Example: Fizz Buzz App and capybara UI test.

Conclusion

As I said at the beginning, this is a strategy. Another approach might work better for your team and your circumstances, but I believe this is a good starting point for any team.

Summary

  • Use the Agile Test Pyramid.
  • Make unit tests your priority.
  • Your unit tests should have 1:1 relationships between files and test files, and methods and test methods.
  • Unit test your M layer of MVC thoroughly and with solitary tests.
  • Keep your classes skinny, especially your controller classes.
  • Write sociable service layer tests for your controllers.
  • Once your unit and service layer tests are solid write automated UI tests for your core flows.

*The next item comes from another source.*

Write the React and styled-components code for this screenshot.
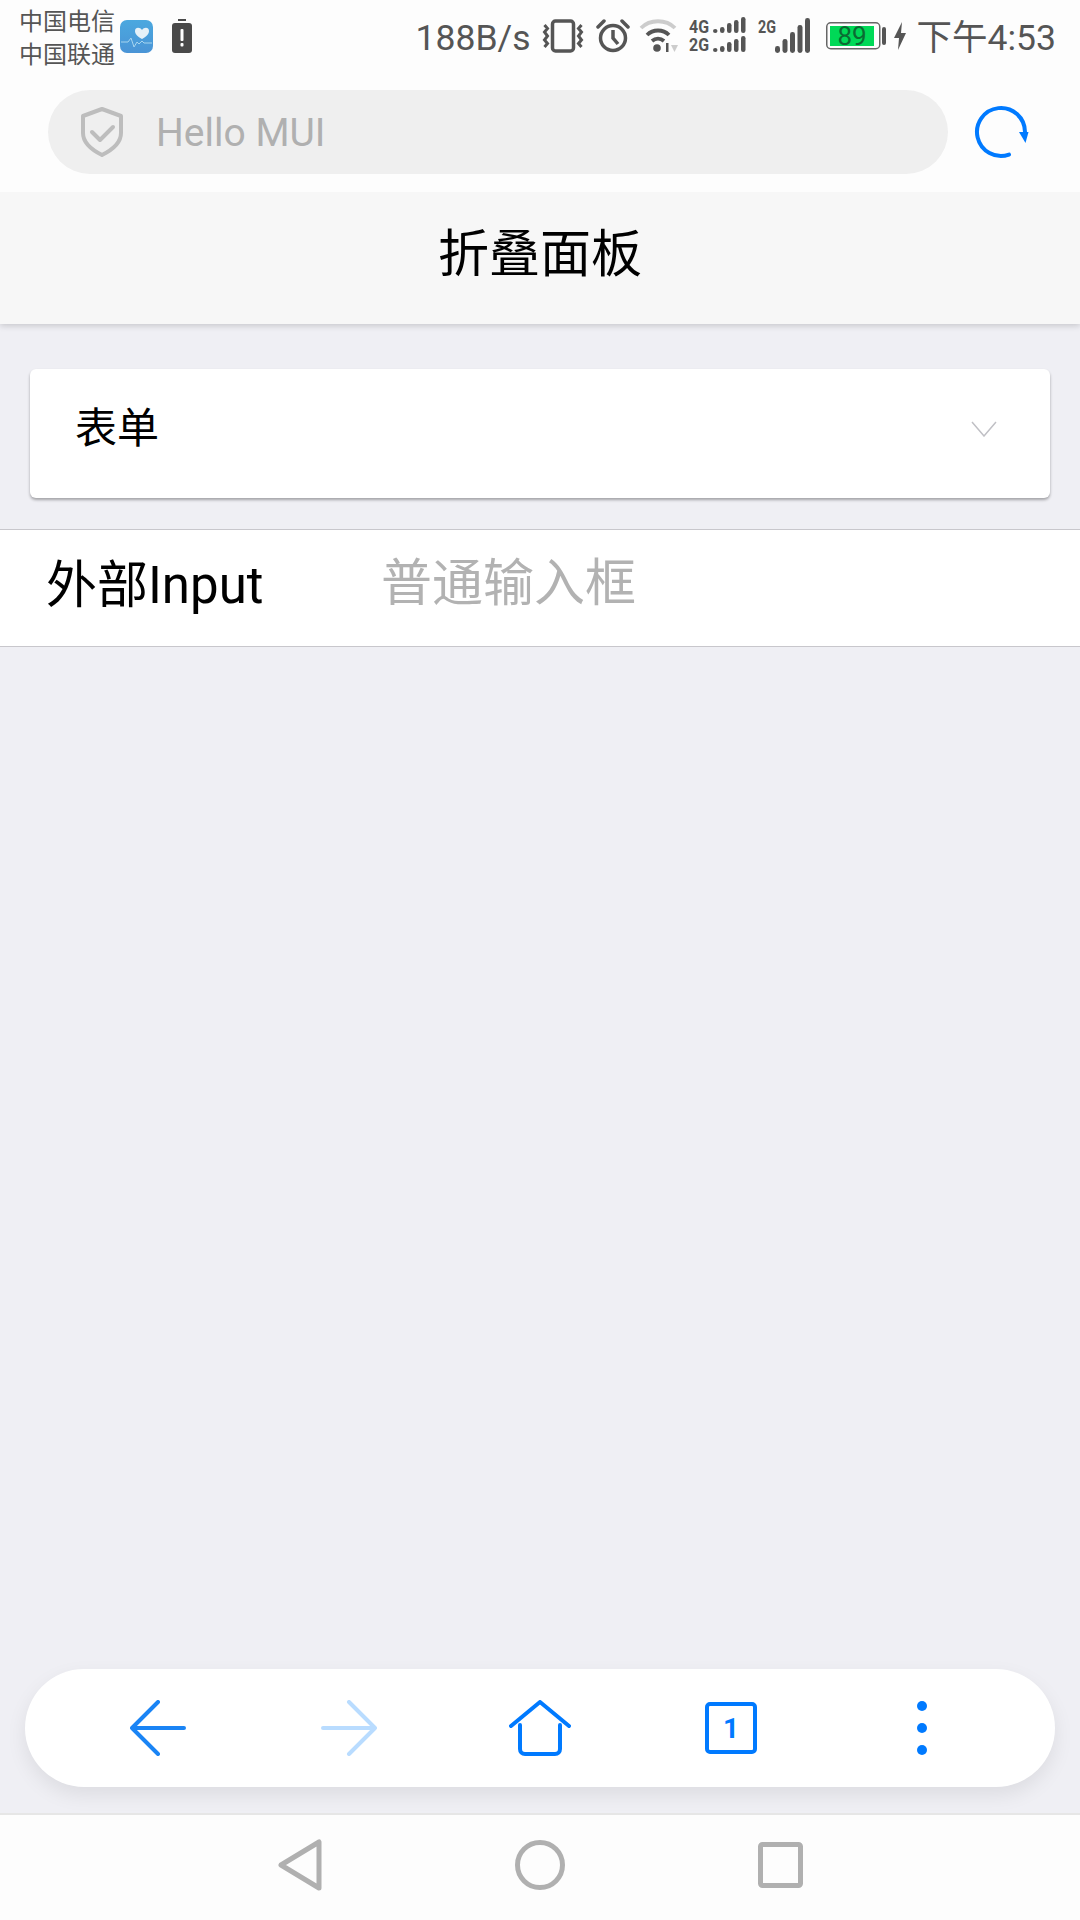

  1. Generally, a metric of how many lines of code are hit by the test vs how many lines of code are in project.
  2. Tests that compare strings become out of date any time the string changes, which can be often depending on what the string conveys. There may be some value in making sure the string says what you think it says, but since most people write the string once and then copy it over that value is largely illusionary. With constants you can test the constant itself (generally for type) and then assume them to be verified externalities in your subsequent tests.
  3. You may have heard of “fat models and skinny controllers” that’s certainly better than the reverse, but as Jon Cairns points out here, that’s not the whole story. What you really want is everything skinny your objects should have a tight focus whether they’re Controllers, Data Models, Service Objects, etc. A “fat” model is probably a model that is doing too much. Whatever framework you use probably has tools to help with this, and if it doesn’t it’s generally easy to make your own. As a bonus, the skinner things are the more reusable they are. You may even find opportunities to create a library that you’ll use across projects, and if you Open Source it, maybe I can use it too!